▸ **DO THIS**
Include the line containing "const activeTab = ref('timetable')" and all lines before it, repeated exactly from the listing below, without pictures.

▸ **DATASET CONTENT**
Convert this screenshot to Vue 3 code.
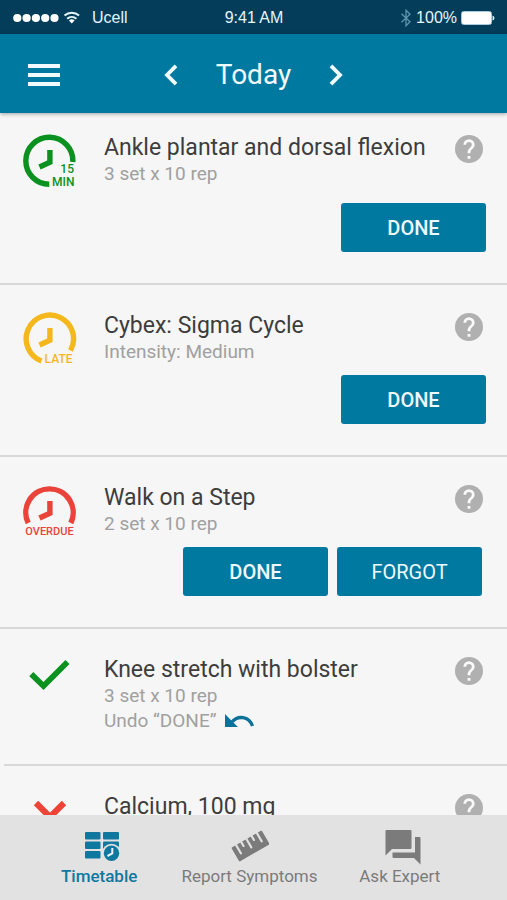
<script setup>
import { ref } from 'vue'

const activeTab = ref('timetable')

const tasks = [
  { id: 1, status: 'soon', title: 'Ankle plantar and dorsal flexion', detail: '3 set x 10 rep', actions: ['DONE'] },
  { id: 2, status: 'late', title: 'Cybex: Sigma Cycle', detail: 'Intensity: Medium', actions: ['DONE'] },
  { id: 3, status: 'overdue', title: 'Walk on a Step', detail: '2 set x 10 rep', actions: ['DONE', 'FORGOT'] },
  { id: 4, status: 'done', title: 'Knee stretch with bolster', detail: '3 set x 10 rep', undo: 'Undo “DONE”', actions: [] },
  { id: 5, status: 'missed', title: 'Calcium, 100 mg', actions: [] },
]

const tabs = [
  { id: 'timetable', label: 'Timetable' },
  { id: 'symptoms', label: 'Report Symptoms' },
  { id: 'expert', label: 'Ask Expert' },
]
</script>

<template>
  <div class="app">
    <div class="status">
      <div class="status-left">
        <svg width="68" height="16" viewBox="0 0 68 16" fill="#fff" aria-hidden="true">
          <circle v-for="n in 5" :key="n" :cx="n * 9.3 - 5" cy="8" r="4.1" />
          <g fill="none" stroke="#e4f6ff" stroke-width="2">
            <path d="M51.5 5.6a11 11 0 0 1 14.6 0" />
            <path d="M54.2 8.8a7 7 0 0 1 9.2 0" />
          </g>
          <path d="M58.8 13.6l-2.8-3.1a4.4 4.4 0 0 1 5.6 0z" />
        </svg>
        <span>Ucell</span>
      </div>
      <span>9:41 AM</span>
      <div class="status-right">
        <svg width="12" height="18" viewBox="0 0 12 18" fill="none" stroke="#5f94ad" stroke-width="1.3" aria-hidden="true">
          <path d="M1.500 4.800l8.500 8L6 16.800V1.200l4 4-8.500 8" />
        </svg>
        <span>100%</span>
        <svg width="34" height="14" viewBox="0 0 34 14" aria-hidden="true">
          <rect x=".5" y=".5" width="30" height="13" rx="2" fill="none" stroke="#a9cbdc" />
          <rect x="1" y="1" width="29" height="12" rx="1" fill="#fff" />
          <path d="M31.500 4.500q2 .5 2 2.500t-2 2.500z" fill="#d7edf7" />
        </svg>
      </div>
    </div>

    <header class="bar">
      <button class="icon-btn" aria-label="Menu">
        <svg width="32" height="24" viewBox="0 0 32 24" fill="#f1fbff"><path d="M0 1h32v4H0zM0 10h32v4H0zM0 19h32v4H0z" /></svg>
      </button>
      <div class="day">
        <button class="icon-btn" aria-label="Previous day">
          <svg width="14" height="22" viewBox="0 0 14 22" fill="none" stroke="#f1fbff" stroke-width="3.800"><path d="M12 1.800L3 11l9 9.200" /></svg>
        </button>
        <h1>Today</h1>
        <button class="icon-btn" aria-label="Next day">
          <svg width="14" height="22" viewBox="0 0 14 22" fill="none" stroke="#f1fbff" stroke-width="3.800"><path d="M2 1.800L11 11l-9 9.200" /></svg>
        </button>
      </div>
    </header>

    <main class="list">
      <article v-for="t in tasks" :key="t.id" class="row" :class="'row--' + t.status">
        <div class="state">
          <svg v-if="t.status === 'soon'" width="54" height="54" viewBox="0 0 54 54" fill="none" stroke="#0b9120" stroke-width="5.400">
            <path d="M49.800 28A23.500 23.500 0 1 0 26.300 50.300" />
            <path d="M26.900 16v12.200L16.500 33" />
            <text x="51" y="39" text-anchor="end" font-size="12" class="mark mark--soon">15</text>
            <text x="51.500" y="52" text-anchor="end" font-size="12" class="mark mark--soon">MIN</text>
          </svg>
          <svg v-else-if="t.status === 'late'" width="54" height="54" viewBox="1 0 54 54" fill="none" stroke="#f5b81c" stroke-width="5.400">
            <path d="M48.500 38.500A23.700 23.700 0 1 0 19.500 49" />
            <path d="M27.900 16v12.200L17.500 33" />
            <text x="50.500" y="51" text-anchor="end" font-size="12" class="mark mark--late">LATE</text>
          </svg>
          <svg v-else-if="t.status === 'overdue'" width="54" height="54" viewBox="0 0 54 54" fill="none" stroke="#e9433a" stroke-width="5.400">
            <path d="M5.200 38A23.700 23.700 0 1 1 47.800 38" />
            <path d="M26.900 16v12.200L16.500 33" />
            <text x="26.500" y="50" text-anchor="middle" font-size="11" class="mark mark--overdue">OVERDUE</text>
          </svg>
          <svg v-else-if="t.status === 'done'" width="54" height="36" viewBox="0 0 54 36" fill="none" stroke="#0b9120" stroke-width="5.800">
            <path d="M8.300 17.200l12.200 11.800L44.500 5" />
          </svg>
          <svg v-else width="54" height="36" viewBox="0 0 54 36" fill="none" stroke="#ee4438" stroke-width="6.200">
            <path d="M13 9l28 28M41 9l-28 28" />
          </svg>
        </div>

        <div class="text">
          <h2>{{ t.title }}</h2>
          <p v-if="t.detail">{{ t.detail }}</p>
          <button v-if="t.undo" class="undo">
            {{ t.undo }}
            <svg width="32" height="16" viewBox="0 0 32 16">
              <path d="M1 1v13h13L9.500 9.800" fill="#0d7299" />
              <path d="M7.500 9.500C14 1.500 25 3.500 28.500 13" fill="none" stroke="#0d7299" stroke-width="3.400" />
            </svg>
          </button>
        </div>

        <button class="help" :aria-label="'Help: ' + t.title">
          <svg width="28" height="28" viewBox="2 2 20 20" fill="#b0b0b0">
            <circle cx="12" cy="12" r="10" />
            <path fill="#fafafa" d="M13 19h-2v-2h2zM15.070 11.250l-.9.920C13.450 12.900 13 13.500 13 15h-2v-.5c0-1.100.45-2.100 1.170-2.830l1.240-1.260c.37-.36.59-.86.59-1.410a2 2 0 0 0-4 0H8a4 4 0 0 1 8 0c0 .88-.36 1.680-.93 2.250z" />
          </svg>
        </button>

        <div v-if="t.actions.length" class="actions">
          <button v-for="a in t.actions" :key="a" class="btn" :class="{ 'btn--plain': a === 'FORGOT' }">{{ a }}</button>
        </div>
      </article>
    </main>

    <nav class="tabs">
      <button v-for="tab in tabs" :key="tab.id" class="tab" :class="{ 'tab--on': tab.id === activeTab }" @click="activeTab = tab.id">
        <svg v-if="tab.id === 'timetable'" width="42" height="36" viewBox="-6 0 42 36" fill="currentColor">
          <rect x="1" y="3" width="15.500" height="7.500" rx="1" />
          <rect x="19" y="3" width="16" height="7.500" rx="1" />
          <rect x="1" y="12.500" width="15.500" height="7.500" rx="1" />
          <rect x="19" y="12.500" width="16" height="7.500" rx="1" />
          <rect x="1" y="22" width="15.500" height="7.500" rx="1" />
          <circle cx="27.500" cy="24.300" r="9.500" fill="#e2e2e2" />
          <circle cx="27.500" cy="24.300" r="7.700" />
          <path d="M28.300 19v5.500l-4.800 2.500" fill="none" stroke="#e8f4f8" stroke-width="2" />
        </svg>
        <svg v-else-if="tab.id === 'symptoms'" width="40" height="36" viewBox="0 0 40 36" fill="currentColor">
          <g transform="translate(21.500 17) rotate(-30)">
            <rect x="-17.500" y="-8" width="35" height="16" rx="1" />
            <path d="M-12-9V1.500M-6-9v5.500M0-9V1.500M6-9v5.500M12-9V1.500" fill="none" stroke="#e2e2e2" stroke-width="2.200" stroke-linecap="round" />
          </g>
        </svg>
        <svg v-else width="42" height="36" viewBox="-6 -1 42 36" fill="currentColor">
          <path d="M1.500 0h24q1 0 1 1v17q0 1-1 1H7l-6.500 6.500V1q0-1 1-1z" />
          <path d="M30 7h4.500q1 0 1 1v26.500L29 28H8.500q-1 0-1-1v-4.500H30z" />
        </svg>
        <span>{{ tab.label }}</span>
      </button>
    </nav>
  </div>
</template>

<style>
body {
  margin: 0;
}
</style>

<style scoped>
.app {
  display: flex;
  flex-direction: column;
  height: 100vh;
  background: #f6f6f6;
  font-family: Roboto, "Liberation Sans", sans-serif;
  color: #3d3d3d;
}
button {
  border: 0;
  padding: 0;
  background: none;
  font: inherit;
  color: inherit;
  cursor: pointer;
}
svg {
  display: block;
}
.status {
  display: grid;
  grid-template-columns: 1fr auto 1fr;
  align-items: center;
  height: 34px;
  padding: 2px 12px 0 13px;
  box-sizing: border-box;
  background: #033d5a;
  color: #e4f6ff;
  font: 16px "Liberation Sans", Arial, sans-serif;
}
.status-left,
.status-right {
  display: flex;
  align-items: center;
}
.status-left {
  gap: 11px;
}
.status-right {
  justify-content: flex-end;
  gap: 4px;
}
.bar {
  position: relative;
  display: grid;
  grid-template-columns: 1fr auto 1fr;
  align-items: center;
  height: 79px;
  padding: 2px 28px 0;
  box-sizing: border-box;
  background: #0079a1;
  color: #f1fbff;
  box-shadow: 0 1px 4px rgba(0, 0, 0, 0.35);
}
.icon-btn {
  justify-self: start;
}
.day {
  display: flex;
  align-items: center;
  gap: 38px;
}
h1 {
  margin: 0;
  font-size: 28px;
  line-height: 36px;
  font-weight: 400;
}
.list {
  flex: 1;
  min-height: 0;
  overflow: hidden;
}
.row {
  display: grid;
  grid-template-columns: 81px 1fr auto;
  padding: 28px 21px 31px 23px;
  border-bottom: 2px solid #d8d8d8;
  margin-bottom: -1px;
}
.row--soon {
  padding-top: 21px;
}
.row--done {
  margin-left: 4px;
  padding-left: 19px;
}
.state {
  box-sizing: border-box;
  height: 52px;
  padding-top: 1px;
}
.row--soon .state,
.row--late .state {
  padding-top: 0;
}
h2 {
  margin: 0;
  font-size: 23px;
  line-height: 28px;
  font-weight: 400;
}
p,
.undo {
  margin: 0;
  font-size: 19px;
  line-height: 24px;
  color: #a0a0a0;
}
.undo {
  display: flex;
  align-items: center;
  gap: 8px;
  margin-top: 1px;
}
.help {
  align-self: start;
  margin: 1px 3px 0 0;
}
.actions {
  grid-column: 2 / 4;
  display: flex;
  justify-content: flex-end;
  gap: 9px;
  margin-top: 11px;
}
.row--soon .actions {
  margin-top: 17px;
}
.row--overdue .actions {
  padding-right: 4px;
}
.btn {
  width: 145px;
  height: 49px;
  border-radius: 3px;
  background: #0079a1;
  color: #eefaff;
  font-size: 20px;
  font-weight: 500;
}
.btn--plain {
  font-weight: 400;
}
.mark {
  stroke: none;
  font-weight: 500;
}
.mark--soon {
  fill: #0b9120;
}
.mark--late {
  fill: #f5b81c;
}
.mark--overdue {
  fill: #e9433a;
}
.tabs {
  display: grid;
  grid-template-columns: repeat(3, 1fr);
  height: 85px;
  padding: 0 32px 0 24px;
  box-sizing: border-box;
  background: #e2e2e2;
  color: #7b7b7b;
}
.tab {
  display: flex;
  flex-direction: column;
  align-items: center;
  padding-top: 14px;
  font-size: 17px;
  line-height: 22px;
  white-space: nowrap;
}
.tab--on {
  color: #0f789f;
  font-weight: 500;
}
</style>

▸ **EXPECTED ANSWER**
Convert this screenshot to Vue 3 code.
<script setup>
import { ref } from 'vue'

const activeTab = ref('timetable')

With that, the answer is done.